### TASK DIRECTIONS
Could you give the data below again, exactly and completely?

### STORED DATA
-- -- --
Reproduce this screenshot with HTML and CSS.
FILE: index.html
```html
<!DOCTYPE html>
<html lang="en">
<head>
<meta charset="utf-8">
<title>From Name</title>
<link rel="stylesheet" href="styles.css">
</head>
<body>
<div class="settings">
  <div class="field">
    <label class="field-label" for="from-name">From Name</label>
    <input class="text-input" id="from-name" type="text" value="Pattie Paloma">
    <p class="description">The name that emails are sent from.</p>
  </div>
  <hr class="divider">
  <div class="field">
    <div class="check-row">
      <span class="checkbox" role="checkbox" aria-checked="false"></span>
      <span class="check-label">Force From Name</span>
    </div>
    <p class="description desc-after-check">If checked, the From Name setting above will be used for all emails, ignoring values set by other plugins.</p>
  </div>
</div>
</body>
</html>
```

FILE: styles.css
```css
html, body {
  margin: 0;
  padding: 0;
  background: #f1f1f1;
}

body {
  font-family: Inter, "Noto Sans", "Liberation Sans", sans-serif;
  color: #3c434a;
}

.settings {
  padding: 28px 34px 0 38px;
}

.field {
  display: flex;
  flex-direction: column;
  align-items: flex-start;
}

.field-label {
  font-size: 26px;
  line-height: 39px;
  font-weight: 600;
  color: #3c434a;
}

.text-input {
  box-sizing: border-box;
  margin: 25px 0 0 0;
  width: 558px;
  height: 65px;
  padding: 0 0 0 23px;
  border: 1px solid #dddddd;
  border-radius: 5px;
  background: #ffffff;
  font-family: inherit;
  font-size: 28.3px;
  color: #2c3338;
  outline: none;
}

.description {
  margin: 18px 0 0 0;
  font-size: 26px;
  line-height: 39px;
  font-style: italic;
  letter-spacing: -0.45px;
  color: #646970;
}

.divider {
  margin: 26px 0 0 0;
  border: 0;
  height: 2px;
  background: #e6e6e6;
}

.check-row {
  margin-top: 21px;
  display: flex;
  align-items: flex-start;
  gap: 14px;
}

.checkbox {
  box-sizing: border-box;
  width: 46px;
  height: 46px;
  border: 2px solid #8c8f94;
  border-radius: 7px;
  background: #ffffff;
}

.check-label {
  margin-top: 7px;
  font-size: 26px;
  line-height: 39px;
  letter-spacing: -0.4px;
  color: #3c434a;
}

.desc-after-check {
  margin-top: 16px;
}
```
-- -- --
### TASK RESPONSE
Reproduce this screenshot with HTML and CSS.
FILE: index.html
```html
<!DOCTYPE html>
<html lang="en">
<head>
<meta charset="utf-8">
<title>From Name</title>
<link rel="stylesheet" href="styles.css">
</head>
<body>
<div class="settings">
  <div class="field">
    <label class="field-label" for="from-name">From Name</label>
    <input class="text-input" id="from-name" type="text" value="Pattie Paloma">
    <p class="description">The name that emails are sent from.</p>
  </div>
  <hr class="divider">
  <div class="field">
    <div class="check-row">
      <span class="checkbox" role="checkbox" aria-checked="false"></span>
      <span class="check-label">Force From Name</span>
    </div>
    <p class="description desc-after-check">If checked, the From Name setting above will be used for all emails, ignoring values set by other plugins.</p>
  </div>
</div>
</body>
</html>
```

FILE: styles.css
```css
html, body {
  margin: 0;
  padding: 0;
  background: #f1f1f1;
}

body {
  font-family: Inter, "Noto Sans", "Liberation Sans", sans-serif;
  color: #3c434a;
}

.settings {
  padding: 28px 34px 0 38px;
}

.field {
  display: flex;
  flex-direction: column;
  align-items: flex-start;
}

.field-label {
  font-size: 26px;
  line-height: 39px;
  font-weight: 600;
  color: #3c434a;
}

.text-input {
  box-sizing: border-box;
  margin: 25px 0 0 0;
  width: 558px;
  height: 65px;
  padding: 0 0 0 23px;
  border: 1px solid #dddddd;
  border-radius: 5px;
  background: #ffffff;
  font-family: inherit;
  font-size: 28.3px;
  color: #2c3338;
  outline: none;
}

.description {
  margin: 18px 0 0 0;
  font-size: 26px;
  line-height: 39px;
  font-style: italic;
  letter-spacing: -0.45px;
  color: #646970;
}

.divider {
  margin: 26px 0 0 0;
  border: 0;
  height: 2px;
  background: #e6e6e6;
}

.check-row {
  margin-top: 21px;
  display: flex;
  align-items: flex-start;
  gap: 14px;
}

.checkbox {
  box-sizing: border-box;
  width: 46px;
  height: 46px;
  border: 2px solid #8c8f94;
  border-radius: 7px;
  background: #ffffff;
}

.check-label {
  margin-top: 7px;
  font-size: 26px;
  line-height: 39px;
  letter-spacing: -0.4px;
  color: #3c434a;
}

.desc-after-check {
  margin-top: 16px;
}
```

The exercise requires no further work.